## Data section
********

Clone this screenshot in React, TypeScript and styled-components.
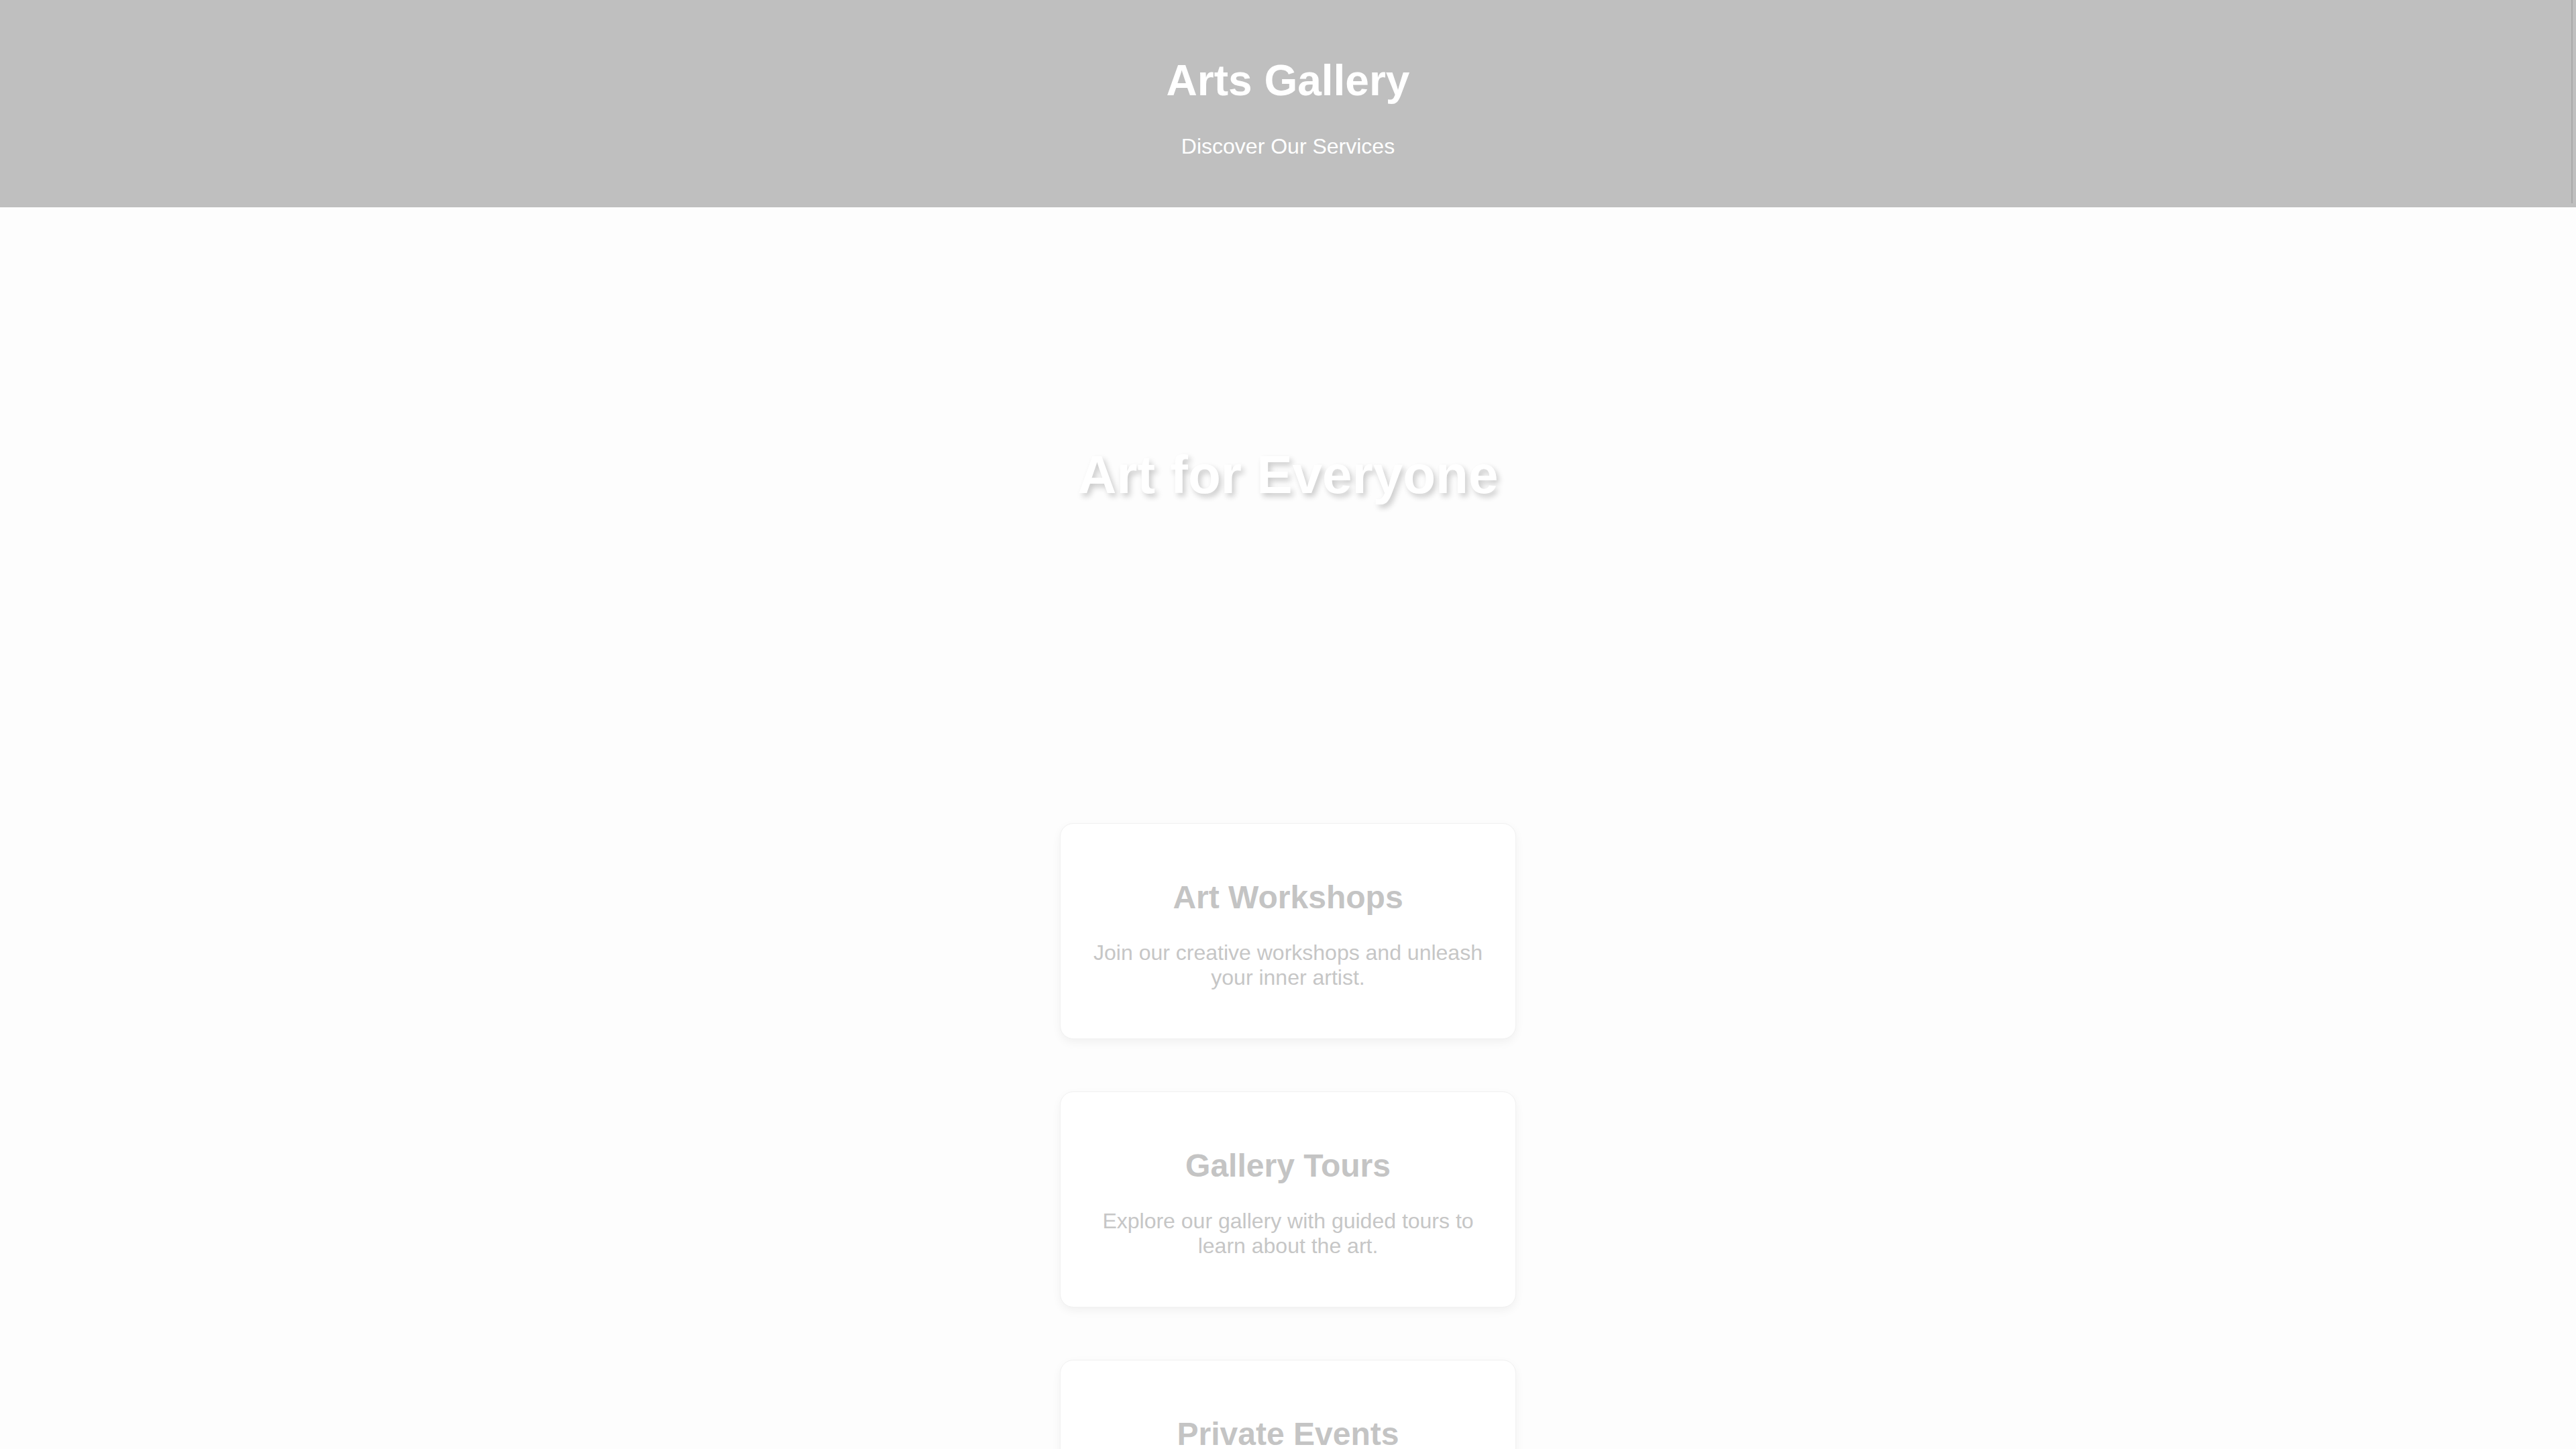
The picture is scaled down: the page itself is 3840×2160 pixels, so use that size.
import React from "react";
import styled, { createGlobalStyle } from "styled-components";

const GlobalStyle = createGlobalStyle`
  html, body {
    margin: 0;
    padding: 0;
    background: #fdfdfd;
    font-family: "Liberation Sans", Arial, sans-serif;
  }
`;

const Header = styled.header`
  position: relative;
  background: #bfbfbf;
  color: #ffffff;
  text-align: center;
  padding: 40px;
  &::after {
    content: "";
    position: absolute;
    top: 0;
    right: 5px;
    width: 2px;
    height: 303px;
    background: #a9a9a9;
  }
`;

const Title = styled.h1`
  font-size: 64px;
  font-weight: 700;
  margin: 42.9px 0;
`;

const Subtitle = styled.p`
  font-size: 32px;
  margin: 32px 0;
`;

const Hero = styled.section`
  height: 798px;
  display: flex;
  align-items: center;
  justify-content: center;
`;

const HeroText = styled.h2`
  margin: 0;
  font-size: 80px;
  font-weight: 700;
  color: #ffffff;
  text-shadow: 4px 5px 8px rgba(0, 0, 0, 0.2);
`;

const Services = styled.section`
  display: flex;
  flex-direction: column;
  align-items: center;
  gap: 78px;
  padding: 120px 0 80px;
`;

const Card = styled.article`
  width: 598px;
  padding: 40px;
  background: #ffffff;
  border: 1px solid #f1f1f1;
  border-radius: 20px;
  box-shadow: 0 5px 14px rgba(0, 0, 0, 0.05);
  text-align: center;
`;

const CardTitle = styled.h3`
  font-size: 48px;
  font-weight: 700;
  color: #c4c4c4;
  margin: 42px 0 37px;
`;

const CardText = styled.p`
  font-size: 32px;
  color: #c6c6c6;
  margin: 32px 0;
`;

const services = [
  { title: "Art Workshops", text: "Join our creative workshops and unleash your inner artist." },
  { title: "Gallery Tours", text: "Explore our gallery with guided tours to learn about the art." },
  { title: "Private Events", text: "Host your private events in our beautiful gallery space." },
];

export default function App() {
  return (
    <>
      <GlobalStyle />
      <Header>
        <Title>Arts Gallery</Title>
        <Subtitle>Discover Our Services</Subtitle>
      </Header>
      <Hero>
        <HeroText>Art for Everyone</HeroText>
      </Hero>
      <Services>
        {services.map((s) => (
          <Card key={s.title}>
            <CardTitle>{s.title}</CardTitle>
            <CardText>{s.text}</CardText>
          </Card>
        ))}
      </Services>
    </>
  );
}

********

## Aim
Read through the data and copy every line where "styled" shows up.

## Written solution
Clone this screenshot in React, TypeScript and styled-components.
import styled, { createGlobalStyle } from "styled-components";
const Header = styled.header`
const Title = styled.h1`
const Subtitle = styled.p`
const Hero = styled.section`
const HeroText = styled.h2`
const Services = styled.section`
const Card = styled.article`
const CardTitle = styled.h3`
const CardText = styled.p`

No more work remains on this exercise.